Dude in tie: “Yeah, well, I just don’t want it to send the wrong message.”


Someone else: “I thought there was a message we were handing them.”


Someone else no. 2: “Fox News hasn’t been to camp yet to talk to media or to talk to us. We want to politely demonstrate that we have arrived in Dewey Square.”


Dude in red plaid shirt: “Stop telling people to be polite. If people don’t want to be polite, then let them be however they want.”


Dude in tie: “OK so, the proposal we are considering then is inviting Fox News to come speak with us because they have yet to come speak with us. can I get a temperature check on that? can I get a vote on that proposal?”


Here is what followed:


After the protesters made their way back towards camp, a long discussion ensued via ‘human mic’ regarding hierarchies, and whether or not to be ‘thanking the police.’ The following opinions were voiced:


“I think we should use the people’s mic as much as possible to prevent any one person from acting like your boss and telling you what to do. And also to maintain the collective decision making process.”


“I feel that we should encourage autonomous action. If you want to go march, go march, but remember that your actions can have repercussions to the group as a whole. But still if you wanna do it, fuckin’ do it. In addition, we should tell Com if we’re gonna do something, just so we have legal support if anything happens. Not to ask permission.”


“I want to see how people feel about thanking the Boston police for escorting us instead of macing us.”


“I’m blocking that.”


“The Boston police are part of the 99%.”


“Right now, we are trying to grow the movement. The police might be nice people but we’re not working together right now. It’s nice that you want to be nice. But tactics and niceness are two different things. If you go thanking the police, you undermine and dis-empower your own democratic voice. So if you want to get down on your knees, do it, but I’m not doing it with you.”


“I believe that we did work together.
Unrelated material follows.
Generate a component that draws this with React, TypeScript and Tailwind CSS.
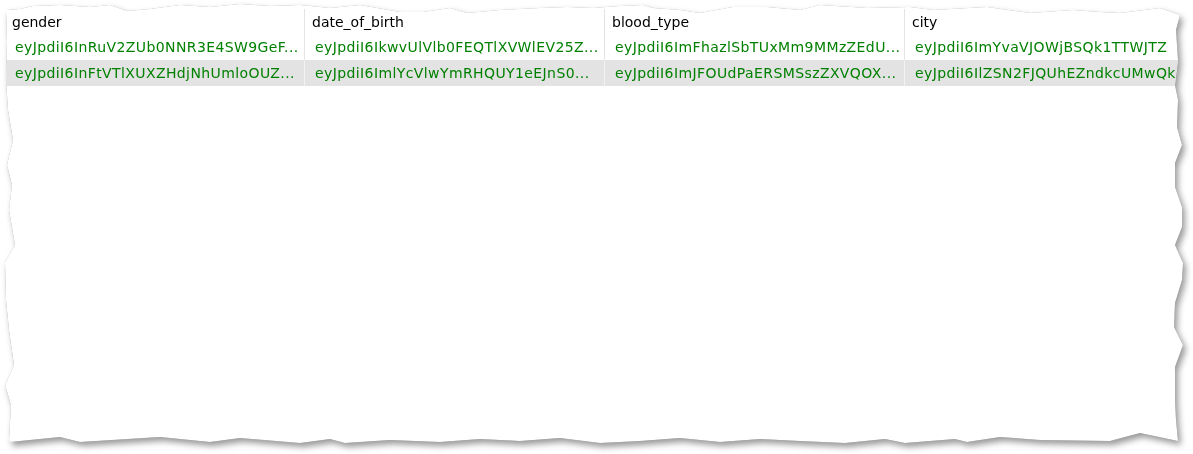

This is about voicing our opinions. I want to thank the Boston police.” (Many echo: “I want to thank the Boston police,” before a group eventually shouts “THANK YOU” together.)


“I feel that we should thank the police as fellow human beings and not a part of the system. So for the police, who have kept us safe on our journey, I want thank them.”


“I would like to point out that the face that a police officer did not crack your skull or mace you is not a reason to thank them. The police should not be hurting people to begin with. Unfortunately this is a very real reality of the majority of police work. therefore, I don’t think we should applaud the police for doing their job which is to make sure we stay safe.”


“There have been no women speaking.”


“I have found that revolutionaries think in a counter-intuitive matter.”


“I’d like to point out that the reason this movement has grown as fast as it has is because people have been attracted to us because of the warmth of our invitation. because people feel welcome with us. because they recognize that what we’re doing here is the most positive thing they’ve seen in a very long time. so I want for that positivity to continue and for us to continue to be warm and inviting to all of the 99%. that means getting out of thinking in the same old categories. that means expecting the best from people until they prove otherwise. Thank you.”


“When the police do their jobs, it looks a lot like this. It’s the police who evict people forcibly from their homes. It’s the police doing their jobs that keeps us all where we are.”